Amplitudes A 1, A 2, and A 3 are affected (to different extent for different components) by addition of chlorin e6 due to decreased EEET from Ce3+ to Tb3+. Thus, the expression (3) cannot be applied for calculation of total Tb3+-to-chlorin e6 EEET efficiency using average decay time values.

Three-exponential fit of the Tb3+ decay curves was also used to estimate real decrease of Tb3+ luminescence intensity upon addition of chlorin e6. Cary Eclipse fluorescent spectrophotometer uses pulsed xenon lamp (80 Hz; 2 μs pulse width at half peak height) for luminescence excitation, setting the intensity measured before each pulse (thus, in about 12.5 ms after previous pulse) as zero for the background correction. Hence, the intensity of Tb3+ luminescence that has decay times in ms range is artificially reduced; but addition of chlorin e6 leads to the decay time decrease and thus less significant artificial reduction of the intensity. So, the Tb3+ luminescence quenching apparent from the spectra is less strong than the real one. Thus, we estimated the real intensities of Tb3+ luminescence (and thus its real decrease upon chlorin e6 addition) using the results of the three-exponential fit of the luminescence decay curve as A 1 × τ 1 + A 2 × τ 2 + A 3 × τ 3.

Results and Discussion

EEET in NP-CTAB-Chlorin e6 Nanosystem

First of all, it should be mentioned that it is not possible to prepare the nanosystem with EEET consisting of the synthesized Ce0.85Tb0.15F3 NP and the monomer form of chlorine e6 based only on electrostatic interactions without any linking group or some binding substance. While in the distilled water, chlorin e6 molecules form aggregates on Ce0.85Tb0.15F3 NP that leads to complete quenching of the chlorin e6 fluorescence; in 50 mM TRIS-HCl buffer (pH 7.2), no manifestation of interaction was observed in chlorin e6 absorption and emission spectra. Such dependence on medium should be connected with the change in chlorin e6 molecule taking place at pH value about 6.1 [14].

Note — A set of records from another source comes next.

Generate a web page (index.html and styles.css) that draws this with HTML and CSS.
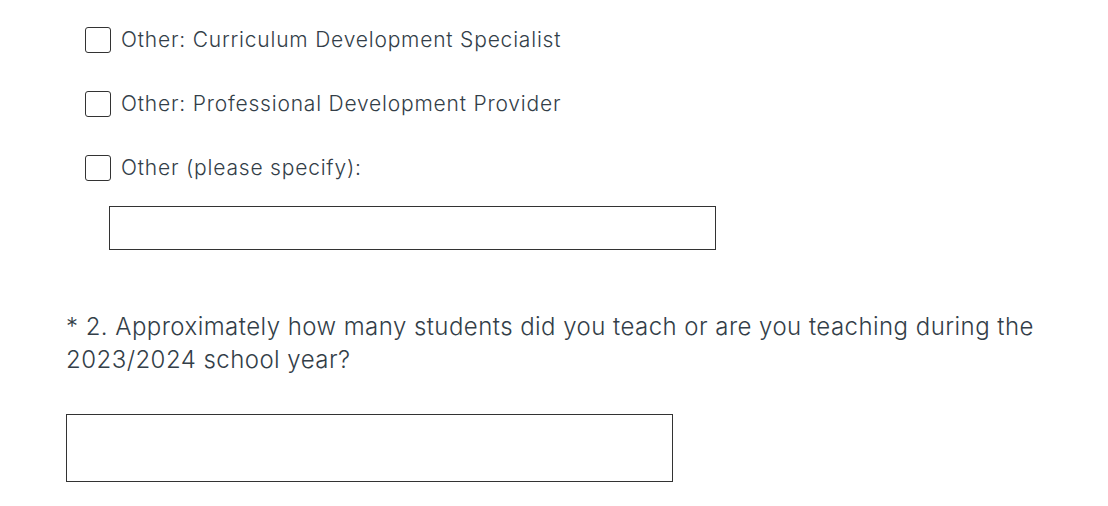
FILE: index.html
```html
<!DOCTYPE html>
<html>
<head>
    <meta charset="UTF-8">
    <link rel="stylesheet" href="styles.css">
</head>
<body>
    <div class="survey">
        <div class="answers">
            <label class="choice">
                <input type="checkbox">
                <span class="box"></span>
                <span class="choice-text">Other: Curriculum Development Specialist</span>
            </label>
            <label class="choice">
                <input type="checkbox">
                <span class="box"></span>
                <span class="choice-text">Other: Professional Development Provider</span>
            </label>
            <label class="choice">
                <input type="checkbox">
                <span class="box"></span>
                <span class="choice-text">Other (please specify):</span>
            </label>
            <input type="text" class="other-input">
        </div>

        <div class="question">
            <h2 class="question-title">* 2. Approximately how many students did you teach or are you teaching during the 2023/2024 school year?</h2>
            <input type="text" class="answer-input">
        </div>
    </div>
</body>
</html>
```
FILE: styles.css
```css
body {
    margin: 0;
    background: #fff;
    font-family: 'Inter', 'Open Sans', sans-serif;
    color: #333e48;
}

.survey {
    width: 990px;
    padding: 22px 0 0 66px;
}

.answers {
    padding-left: 19px;
}

.choice {
    display: flex;
    align-items: center;
    height: 36px;
    margin-bottom: 28px;
    cursor: pointer;
}

.choice input {
    position: absolute;
    opacity: 0;
    width: 0;
    height: 0;
}

.box {
    width: 24px;
    height: 24px;
    border: 1px solid #333;
    border-radius: 3px;
    flex-shrink: 0;
    margin-right: 10px;
}

.choice-text {
    font-size: 21px;
    font-weight: 300;
    line-height: 36px;
    letter-spacing: 0.8px;
}

.other-input {
    display: block;
    box-sizing: border-box;
    width: 607px;
    height: 44px;
    margin: -8px 0 0 24px;
    border: 1px solid #333;
    border-radius: 0;
    padding: 0 10px;
    font: inherit;
}

.question {
    margin-top: 60px;
}

.question-title {
    margin: 0;
    font-size: 24px;
    font-weight: 300;
    line-height: 33px;
    letter-spacing: 0.45px;
}

.answer-input {
    display: block;
    box-sizing: border-box;
    width: 607px;
    height: 68px;
    margin-top: 38px;
    border: 1px solid #333;
    border-radius: 0;
    padding: 0 10px;
    font: inherit;
}
```
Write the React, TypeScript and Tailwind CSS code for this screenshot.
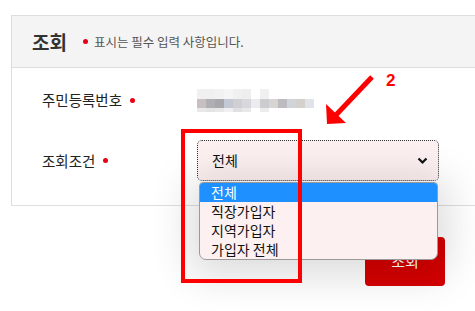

In order to form model nanosystem containing Ce0.85Tb0.15F3 NP and chlorin e6, surfactant CTAB was used that was reported as a stabilizer for lanthanide fluoride NPs in [11]. Thus, to the solution of NPs in the presence of 0.05 mg/mL CTAB, 2 μM of chlorin e6 was added. Absorption spectrum of the obtained solution in comparison with these of chlorin e6 free and in the presence of CTAB micelles (i.e., CTAB of the concentration 1 mg/mL) is presented in Fig. 3. Absorption spectra of chlorin e6 in the presence of CTAB micelles and CTAB-NP nanosystems are similar but significantly different from chlorin e6 spectrum in buffer. Thus, we could suppose that in both cases, chlorin e6 molecules are built in a shell formed by CTAB molecules; supposed arrangement of the components in the NP-CTAB-chlorin e6 nanosystem is schematically presented in Fig. 4.
Fig. 3

Absorption spectra of 2 μM chlorin e6 free in solution (black solid line) and in the presence of CTAB micelles (1 mg/mL CTAB; green dash-dotted line) and Ce0.85Tb0.15F3 NP-CTAB-chlorin e6 nanosystem (2 μM chlorin e6; 0.05 mg/mL CTAB; red dashed line)

Fig. 4

Schematic representation of the supposed arrangement of the components in the NP-CTAB-chlorin e6 nanosystem. In the symbol representing chlorin e6 molecule, the minus placed in the circle stands for the net negative charge of the molecule that could be due to some or all of its three carboxylic groups. Bromide counter ions of the CTAB molecules are not shown for simplicity

Fluorescence emission spectra of Ce0.85Tb0.15F3 NP in the presence of CTAB (Fig. 5) demonstrate broad band corresponding to Ce3+ emission (320 nm) and narrow bands of Tb3+ ions (490, 543, 584, and 621 nm) as described in the literature [13]. Addition of chlorin e6 (Fig. 5) results in decrease of the intensity of Ce0.85Tb0.15F3 NP emission bands as well as in appearance of the band corresponding to chlorin e6 fluorescence (670 nm). This could be explained as EEET of Ce0.85Tb0.15F3 NP excitations to the chlorin e6 molecules bound to the CTAB shell of Ce0.85Tb0.15F3 NP. This conclusion could be also supported by fluorescence excitation measurements (Fig. 6). In the normalized fluorescence excitation spectra of chlorin e6 (emission at 680 nm) besides its own Soret and Q-bands, we observe the band at 250 nm, which coincides with the one in the excitation spectrum of Ce0.85Tb0.15F3 NP (emission at 320 nm); this is consistent with EEET from Ce3+ ions to chlorin e6. The increase in the fluorescence anisotropy of chlorin e6 in the presence of NP-CTAB (data not presented) is one more proof of the formation of NP-CTAB-chlorin e6 nanosystem.
Fig. 5

Fluorescence emission spectra of Ce0.85Tb0.15F3 NP in the presence of CTAB (0.05 mg/mL CTAB; black solid line), Ce0.85Tb0.15F3 NP-CTAB-chlorin e6 nanosystem (2 μM chlorin e6; 0.05 mg/mL CTAB; red dashed line), and difference of Ce3+ bands in these spectra (blue dash-dotted line). Excitation wavelength 250 nm

Fig. 6

Normalized fluorescence excitation spectra of Ce0.85Tb0.15F3 NP-CTAB-chlorin e6 nanosystem (2 μM chlorin e6; 0.05 mg/mL CTAB; black solid line (emission of chlorin e6 at 680 nm) and blue short dashed line (emission of Ce3+ at 320 nm)) and chlorin e6 in the presence of CTAB micelles (1 mg/mL CTAB; emission at 680 nm; red dashed line)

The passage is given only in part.